# Start of DATA EXTRACT
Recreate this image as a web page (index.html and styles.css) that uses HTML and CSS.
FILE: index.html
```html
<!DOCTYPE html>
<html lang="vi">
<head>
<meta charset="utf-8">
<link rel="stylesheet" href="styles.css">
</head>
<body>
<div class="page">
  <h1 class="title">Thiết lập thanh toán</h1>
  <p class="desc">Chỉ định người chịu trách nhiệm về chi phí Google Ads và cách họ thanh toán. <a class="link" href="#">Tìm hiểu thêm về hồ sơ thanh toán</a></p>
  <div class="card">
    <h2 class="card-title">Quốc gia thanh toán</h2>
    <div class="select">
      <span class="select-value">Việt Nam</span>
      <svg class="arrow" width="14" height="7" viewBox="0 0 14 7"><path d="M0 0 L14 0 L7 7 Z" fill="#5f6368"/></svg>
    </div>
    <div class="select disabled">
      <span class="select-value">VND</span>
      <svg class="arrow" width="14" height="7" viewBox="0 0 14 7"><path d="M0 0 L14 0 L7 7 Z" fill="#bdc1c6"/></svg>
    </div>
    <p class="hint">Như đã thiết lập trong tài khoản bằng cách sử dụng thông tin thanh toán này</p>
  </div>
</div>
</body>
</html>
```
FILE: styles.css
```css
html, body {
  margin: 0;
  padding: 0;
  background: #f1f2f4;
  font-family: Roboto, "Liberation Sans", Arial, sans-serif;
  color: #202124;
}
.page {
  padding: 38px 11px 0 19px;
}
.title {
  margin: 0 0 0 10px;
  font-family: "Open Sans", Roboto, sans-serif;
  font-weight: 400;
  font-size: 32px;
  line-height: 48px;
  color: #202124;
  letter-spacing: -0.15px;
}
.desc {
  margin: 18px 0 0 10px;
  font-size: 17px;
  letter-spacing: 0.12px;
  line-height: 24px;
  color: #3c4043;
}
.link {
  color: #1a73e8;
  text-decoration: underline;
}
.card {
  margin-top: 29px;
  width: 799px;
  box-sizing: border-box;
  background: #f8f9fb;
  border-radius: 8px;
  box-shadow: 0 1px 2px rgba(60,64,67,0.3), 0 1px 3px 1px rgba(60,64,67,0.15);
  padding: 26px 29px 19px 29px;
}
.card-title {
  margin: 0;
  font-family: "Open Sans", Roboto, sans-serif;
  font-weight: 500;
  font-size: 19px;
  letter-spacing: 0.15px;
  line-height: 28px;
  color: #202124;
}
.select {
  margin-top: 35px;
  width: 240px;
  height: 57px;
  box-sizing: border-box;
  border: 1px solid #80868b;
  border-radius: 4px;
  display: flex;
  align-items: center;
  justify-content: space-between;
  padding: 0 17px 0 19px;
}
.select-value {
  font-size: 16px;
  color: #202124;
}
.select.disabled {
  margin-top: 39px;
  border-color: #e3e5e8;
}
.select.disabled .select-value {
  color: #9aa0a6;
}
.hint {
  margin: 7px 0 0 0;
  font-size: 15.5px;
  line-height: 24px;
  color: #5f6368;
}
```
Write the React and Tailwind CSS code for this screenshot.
# End of DATA EXTRACT
## EXERCISE BRIEF
Pull out each record as written and restate it exactly.

## ANSWER TO THIS PROBLEM
Recreate this image as a web page (index.html and styles.css) that uses HTML and CSS.
FILE: index.html
```html
<!DOCTYPE html>
<html lang="vi">
<head>
<meta charset="utf-8">
<link rel="stylesheet" href="styles.css">
</head>
<body>
<div class="page">
  <h1 class="title">Thiết lập thanh toán</h1>
  <p class="desc">Chỉ định người chịu trách nhiệm về chi phí Google Ads và cách họ thanh toán. <a class="link" href="#">Tìm hiểu thêm về hồ sơ thanh toán</a></p>
  <div class="card">
    <h2 class="card-title">Quốc gia thanh toán</h2>
    <div class="select">
      <span class="select-value">Việt Nam</span>
      <svg class="arrow" width="14" height="7" viewBox="0 0 14 7"><path d="M0 0 L14 0 L7 7 Z" fill="#5f6368"/></svg>
    </div>
    <div class="select disabled">
      <span class="select-value">VND</span>
      <svg class="arrow" width="14" height="7" viewBox="0 0 14 7"><path d="M0 0 L14 0 L7 7 Z" fill="#bdc1c6"/></svg>
    </div>
    <p class="hint">Như đã thiết lập trong tài khoản bằng cách sử dụng thông tin thanh toán này</p>
  </div>
</div>
</body>
</html>
```
FILE: styles.css
```css
html, body {
  margin: 0;
  padding: 0;
  background: #f1f2f4;
  font-family: Roboto, "Liberation Sans", Arial, sans-serif;
  color: #202124;
}
.page {
  padding: 38px 11px 0 19px;
}
.title {
  margin: 0 0 0 10px;
  font-family: "Open Sans", Roboto, sans-serif;
  font-weight: 400;
  font-size: 32px;
  line-height: 48px;
  color: #202124;
  letter-spacing: -0.15px;
}
.desc {
  margin: 18px 0 0 10px;
  font-size: 17px;
  letter-spacing: 0.12px;
  line-height: 24px;
  color: #3c4043;
}
.link {
  color: #1a73e8;
  text-decoration: underline;
}
.card {
  margin-top: 29px;
  width: 799px;
  box-sizing: border-box;
  background: #f8f9fb;
  border-radius: 8px;
  box-shadow: 0 1px 2px rgba(60,64,67,0.3), 0 1px 3px 1px rgba(60,64,67,0.15);
  padding: 26px 29px 19px 29px;
}
.card-title {
  margin: 0;
  font-family: "Open Sans", Roboto, sans-serif;
  font-weight: 500;
  font-size: 19px;
  letter-spacing: 0.15px;
  line-height: 28px;
  color: #202124;
}
.select {
  margin-top: 35px;
  width: 240px;
  height: 57px;
  box-sizing: border-box;
  border: 1px solid #80868b;
  border-radius: 4px;
  display: flex;
  align-items: center;
  justify-content: space-between;
  padding: 0 17px 0 19px;
}
.select-value {
  font-size: 16px;
  color: #202124;
}
.select.disabled {
  margin-top: 39px;
  border-color: #e3e5e8;
}
.select.disabled .select-value {
  color: #9aa0a6;
}
.hint {
  margin: 7px 0 0 0;
  font-size: 15.5px;
  line-height: 24px;
  color: #5f6368;
}
```
Write the React and Tailwind CSS code for this screenshot.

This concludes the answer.